Chicago Booth — When a Viewbook Becomes a Movement

Chicago Booth – Harper Center

Challenge:

Chicago Booth needed to modernize how it recruited prospective students. The traditional viewbook — a heavy, expensive, coffee-table-style print piece — wasn't reaching students the way they actually consumed information. And the existing digital presence wasn't filling the gap.

The goal was to rethink the entire recruitment marketing approach: generate more leads, increase awareness and consideration, and build something that felt as world-class as the school itself.

What I did:

Using qualitative and quantitative research, a deep website analysis, and a comprehensive marketing plan, I led the redesign of both the digital and print recruitment experience.

The centerpiece was a new microsite and a completely reimagined viewbook — digital-first, compact, and built around how prospective students actually wanted to engage with the brand. I led a cross-functional team of designers, developers, and content writers through the entire process.

But the part I loved most was the student storytelling. I developed an entirely new testimonial approach — interviewing current students across both campuses, staging video and photo shoots in every corner of the Harper Center and Gleacher Center, editing the videos with the team, and crafting profiles that felt real, not brochure-worthy. The goal was to let prospective students see themselves in the people already there.

The results:

The new website delivered a 200% increase in traffic. The redesigned print viewbook saved thousands of dollars in shipping costs through a more compact format — while actually elevating the brand through better photography, better video, and a sharper content strategy.

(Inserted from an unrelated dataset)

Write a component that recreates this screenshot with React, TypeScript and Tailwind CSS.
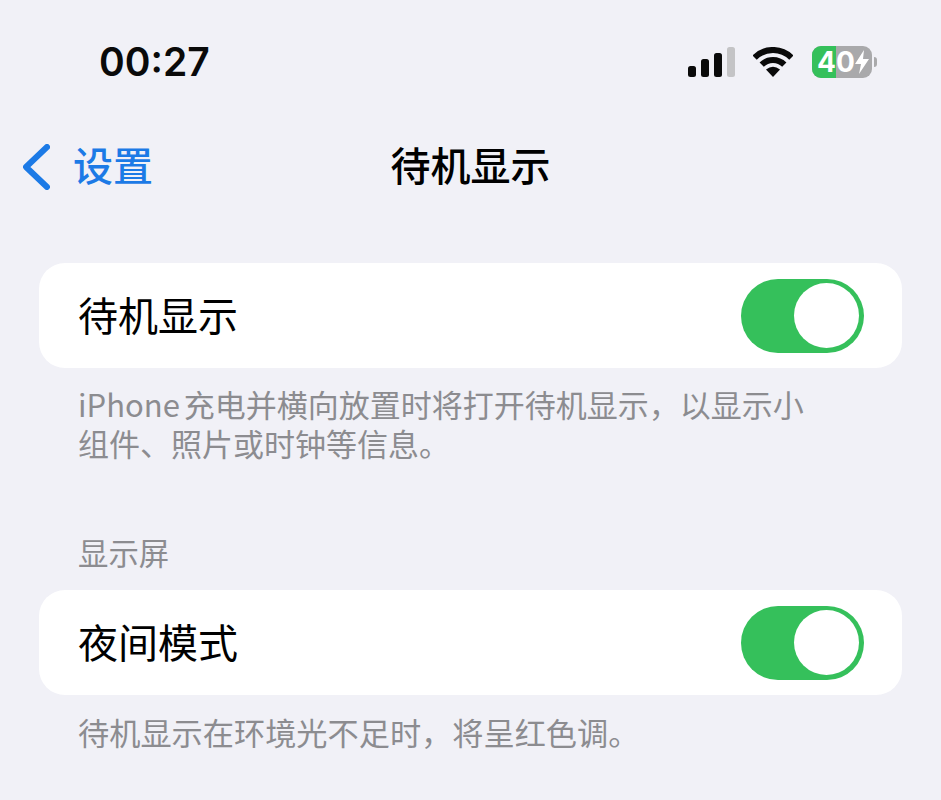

Why this matters for my clients today:

This project is one of the clearest examples of what audience research actually unlocks. We didn't guess what prospective students needed — we asked, listened, and built around the answers. The result wasn't just a prettier website. It was a recruitment system that worked harder because it was built around real people, not institutional messaging. That's the same approach I bring to every audience insights engagement today.

My going-away plaque from the Chicago Booth marketing team — written in Viewbook format, naturally. "We Have Fake Plants!" is a reference to the creative problem-solving that went into every student shoot. Possibly my favorite professional keepsake.